Le modèle de cette vision du monde est fourni par la Genèse elle-même : lorsque Dieu crée le monde, c'est par un travail de séparation : le jour et la nuit, les eaux du dessus et celle du dessous, l'homme et la femme. Jusque dans le jardin d'Eden, Dieu poursuit son activité " critique " : il sépare les arbres permis de l'essence interdite, l'arbre de la connaissance du Bien et du Mal. Et, plus tard, quand Dieu se présente à , ne dit-il pas : Ehyé asher ehyé, " je suis ce que je suis ", laissant entendre qu'il n'entre pas dans sa nature d'être autre chose que ce qu'il est, de se contredire ?

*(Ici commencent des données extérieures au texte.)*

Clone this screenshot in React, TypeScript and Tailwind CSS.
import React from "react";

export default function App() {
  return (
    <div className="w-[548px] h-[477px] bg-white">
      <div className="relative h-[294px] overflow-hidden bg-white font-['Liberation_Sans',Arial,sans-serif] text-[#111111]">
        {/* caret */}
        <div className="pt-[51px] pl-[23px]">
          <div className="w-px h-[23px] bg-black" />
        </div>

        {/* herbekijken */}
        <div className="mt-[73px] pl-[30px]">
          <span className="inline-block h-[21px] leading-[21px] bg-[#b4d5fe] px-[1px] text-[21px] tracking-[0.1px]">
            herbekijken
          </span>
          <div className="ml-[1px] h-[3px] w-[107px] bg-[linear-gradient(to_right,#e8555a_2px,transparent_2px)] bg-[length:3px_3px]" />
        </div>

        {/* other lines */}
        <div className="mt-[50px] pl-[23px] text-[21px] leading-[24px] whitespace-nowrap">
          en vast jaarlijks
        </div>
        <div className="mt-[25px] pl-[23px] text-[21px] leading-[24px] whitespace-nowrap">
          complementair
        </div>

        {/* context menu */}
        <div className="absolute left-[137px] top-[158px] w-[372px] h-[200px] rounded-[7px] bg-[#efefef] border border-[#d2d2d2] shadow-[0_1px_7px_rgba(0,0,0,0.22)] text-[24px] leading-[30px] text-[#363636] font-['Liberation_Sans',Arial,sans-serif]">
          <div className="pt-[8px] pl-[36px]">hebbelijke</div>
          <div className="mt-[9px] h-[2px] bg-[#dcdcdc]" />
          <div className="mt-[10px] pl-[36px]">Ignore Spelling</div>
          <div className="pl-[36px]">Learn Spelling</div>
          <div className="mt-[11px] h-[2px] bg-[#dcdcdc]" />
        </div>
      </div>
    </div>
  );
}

Un autre problème se pose, qui nous permettra de conclure. Même en admettant que l'ensemble des interdits du judaïsme obéissent, malgré leur apparence de turbulence et de diversité, au principe de shlémout, qu'advient-il de la liberté de l'homme ? Le pauvre : écrasé par 365 interdits, constamment hanté par la crainte de rompre le saint contrat qui l'attache à Dieu La réponse du judaïsme est en demi teinte. Ce qui donne naissance à la liberté, c'est l'interdit. Avant d'avoir reçu le mode d'emploi du jardin d'Eden, Adam et Eve ne sont pas plus libres que des animaux dans leur enclos ; ils sont voués à une morne éternité de bonheur sans nuages. C'est l'interdiction d'user de l'arbre de la Connaissance du Bien et du Mal qui fait naître, avec la faute, le libre choix. La liberté, c'est le choix. Quand il n'y a pas d'alternative, il n'y a pas de liberté.

Mais alors, pourquoi entasser les interdits les uns sur les autres ? Le choix fondateur du péché originel n'a-t-il pas fourni l'impulsion première de la liberté ? N'est-ce pas suffisant ? Cette question, le judaïsme y répond par la négative : lorsque Dieu propose la loi au désert, les enfants d'Israël s'écrient : naassé ve-nishma ! " Nous accomplirons et nous obéirons ". Le choix des Juifs, c'est de devenir volontairement mamlekhet kohanim ve-goy kadosh, " un royaume de prêtres et une nation sainte ". La liberté suprême réside dans la maîtrise des contraintes.

Pour comprendre comment fonctionne cette proposition, prenons l'exemple de la musique, ou de la danse, ou de toute forme d'art. Pour former un pianiste virtuose, il n'y a pas d'autre voie qu'un inlassable ressassement de gammes et d'exercices techniques tous plus rébarbatifs les uns que les autres. Lorsque l'artiste a dépassé la technique, il peut, comme sans le faire exprès, atteindre la grâce. La discipline juive et son lourd carcan d'interdits ne sont pas sans analogies avec l'art. Pour cet art de vivre qu'est le judaïsme, la liberté, c'est la sublimation de la contrainte.